Knowing how to help kids develop individuality helps them to have healthy self-esteem. Every child is an individual with his own personality, interests, preferences, approaches to situations and perspectives. However, internal conflict and external demands on your child can cause him to trade his individuality for what he thinks others want him to be. Protect your child's sense of self by providing an environment and activities that develops his individuality.
Create a low-stress environment to help your child feel confident in his individuality. Steve Baskins of the American Camp Association, writing for "Psychology Today" says you can do this by limiting planned activities and lessons and being open to what your child enjoys or wants to learn. He notes that while keeping to a schedule and being organized is important at times, it is also necessary to give your child room to discover his interests and talents.

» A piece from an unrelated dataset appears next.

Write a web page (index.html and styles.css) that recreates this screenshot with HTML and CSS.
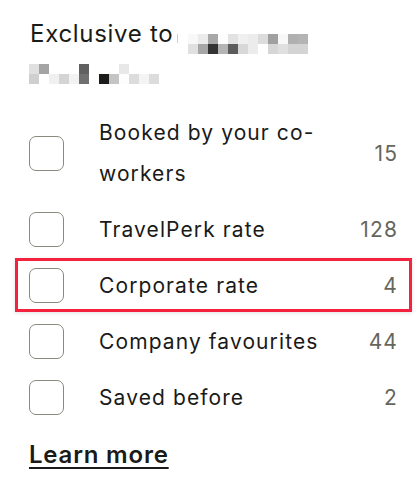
FILE: index.html
```html
<!DOCTYPE html>
<html lang="en">
<head>
    <meta charset="UTF-8">
    <meta name="viewport" content="width=device-width, initial-scale=1.0">
    <title>Exclusive filters</title>
    <link rel="stylesheet" href="styles.css">
</head>
<body>
    <div class="panel">
        <!-- Heading with redacted company name -->
        <div class="title">
            <span>Exclusive to</span><span class="caret"></span><span class="mosaic mosaic-a">
                <i style="background:#f8f8f8"></i><i style="background:#ebebeb"></i><i style="background:#a8a8a8"></i><i style="background:#fdfdfd"></i><i style="background:#e2e2e2"></i><i style="background:#f0f0f0"></i><i style="background:#ececec"></i><i style="background:#dcdcdc"></i><i style="background:#a0a0a0"></i><i style="background:#f8f8f8"></i><i style="background:#b0b0b0"></i><i style="background:#b4b4b4"></i>
                <i style="background:#e0e0e0"></i><i style="background:#a6a6a6"></i><i style="background:#333333"></i><i style="background:#b4b4b4"></i><i style="background:#5c5c5c"></i><i style="background:#d8d8d8"></i><i style="background:#ececec"></i><i style="background:#ffffff"></i><i style="background:#d6d6d6"></i><i style="background:#e0e0e0"></i><i style="background:#d4d4d4"></i><i style="background:#d4d4d4"></i>
            </span>
            <div class="title-line">
                <span class="mosaic mosaic-b">
                    <i style="background:#e0e0e0"></i><i style="background:#a4a4a4"></i><i></i><i></i><i></i><i style="background:#606060"></i><i></i><i></i><i></i><i style="background:#e8e8e8"></i><i></i><i></i><i></i>
                    <i style="background:#cfcfcf"></i><i></i><i style="background:#f0f0f0"></i><i style="background:#d4d4d4"></i><i style="background:#f2f2f2"></i><i style="background:#707070"></i><i></i><i style="background:#1c1c1a"></i><i style="background:#c4c4c4"></i><i style="background:#fdfdfd"></i><i style="background:#dcdcdc"></i><i style="background:#f4f4f4"></i><i style="background:#dcdcdc"></i>
                </span>
            </div>
        </div>

        <!-- Filter options -->
        <ul class="options">
            <li class="option">
                <span class="box"></span>
                <span class="label">Booked by your co-workers</span>
                <span class="count">15</span>
            </li>
            <li class="option">
                <span class="box"></span>
                <span class="label">TravelPerk rate</span>
                <span class="count">128</span>
            </li>
            <li class="option highlight">
                <span class="box"></span>
                <span class="label">Corporate rate</span>
                <span class="count">4</span>
            </li>
            <li class="option">
                <span class="box"></span>
                <span class="label">Company favourites</span>
                <span class="count">44</span>
            </li>
            <li class="option">
                <span class="box"></span>
                <span class="label">Saved before</span>
                <span class="count">2</span>
            </li>
        </ul>

        <a class="learn" href="#">Learn more</a>
    </div>
</body>
</html>
```

FILE: styles.css
```css
body {
    margin: 0;
    padding: 0;
    background-color: #fff;
    font-family: Inter, "Noto Sans", sans-serif;
    color: #1a1a18;
}
.panel {
    padding: 14px 21px 0 29px;
}
.title {
    font-size: 24px;
    line-height: 40px;
    letter-spacing: 0.7px;
    padding-left: 1px;
}
.title-line {
    height: 40px;
    display: flex;
    align-items: center;
}
.caret {
    display: inline-block;
    width: 1px;
    height: 9px;
    margin: 0 0 -1px 4px;
    background: #cfcfcf;
}
.mosaic {
    display: inline-grid;
    grid-auto-rows: 10px;
    vertical-align: -2px;
}
.mosaic i {
    display: block;
    background: #fff;
}
.mosaic-a {
    grid-template-columns: repeat(12, 10px);
    margin-left: 10px;
}
.mosaic-b {
    grid-template-columns: repeat(13, 10px);
    margin-left: -1px;
}
.options {
    list-style: none;
    margin: 18px 0 0;
    padding: 0;
    display: flex;
    flex-direction: column;
    gap: 15px;
}
.option {
    display: flex;
    align-items: center;
    gap: 35px;
    font-size: 21px;
    line-height: 41px;
    letter-spacing: 1.1px;
    position: relative;
}
.box {
    flex: none;
    width: 33px;
    height: 33px;
    border: 1px solid #8a8a7c;
    border-radius: 7px;
}
.label {
    flex: 1;
}
.count {
    min-width: 40px;
    text-align: right;
    color: #66665c;
    margin-right: -1px;
}
.highlight::after {
    content: "";
    position: absolute;
    top: -7px;
    bottom: -6px;
    left: -14px;
    right: -15px;
    border: 3px solid #f5223f;
    box-shadow: 0 1px 4px rgba(0, 0, 0, 0.12);
}
.learn {
    display: inline-block;
    margin-top: 22px;
    font-size: 24px;
    line-height: 30px;
    font-weight: 600;
    letter-spacing: 0.8px;
    color: #1a1a18;
    text-decoration: underline;
    text-underline-offset: 4px;
    text-decoration-thickness: 2px;
}
```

Allow your child to express himself without limiting interests and activities by gender. Listen to your child's comments about gender-related activities without being critical or mocking him. For example if your son wants to learn how to cook or sew, encourage him to do so and point out men who are successful in these careers or hobbies.
Give your child positive living and historical role models in your family, community, country and culture, who have overcome restrictions due to gender, ethnicity religion and class. For example, teach your child about women who have succeeded as pilots, engineers or mathematicians.
Encourage your child to create his own play and let him daydream and think without filling up his time with toys, electronics and screens. Don't worry that your child will be bored if you don't give fill every moment with activities and toys. Instead of buying him a costume or props for a play, let him come up with ideas of his own to create them from things around the house.
Introduce your child to music, stories, clothing and foods from a wide range of cultures. Take him to culture and art shows to show him the diversity of people and places. Limit how much canned pop culture he gets from the TV and Internet.
Give your child more independence to help him develop and be confident in his individuality.
Some children may feel they need to conform and hide their individuality out of fear of being mocked or bullied by other children. If your child has low-self esteem or is being bullied, talk to him and try to get to the root of the problem. Talk to school officials about bullying, and seek professional help if necessary. Bullying can lead to depression.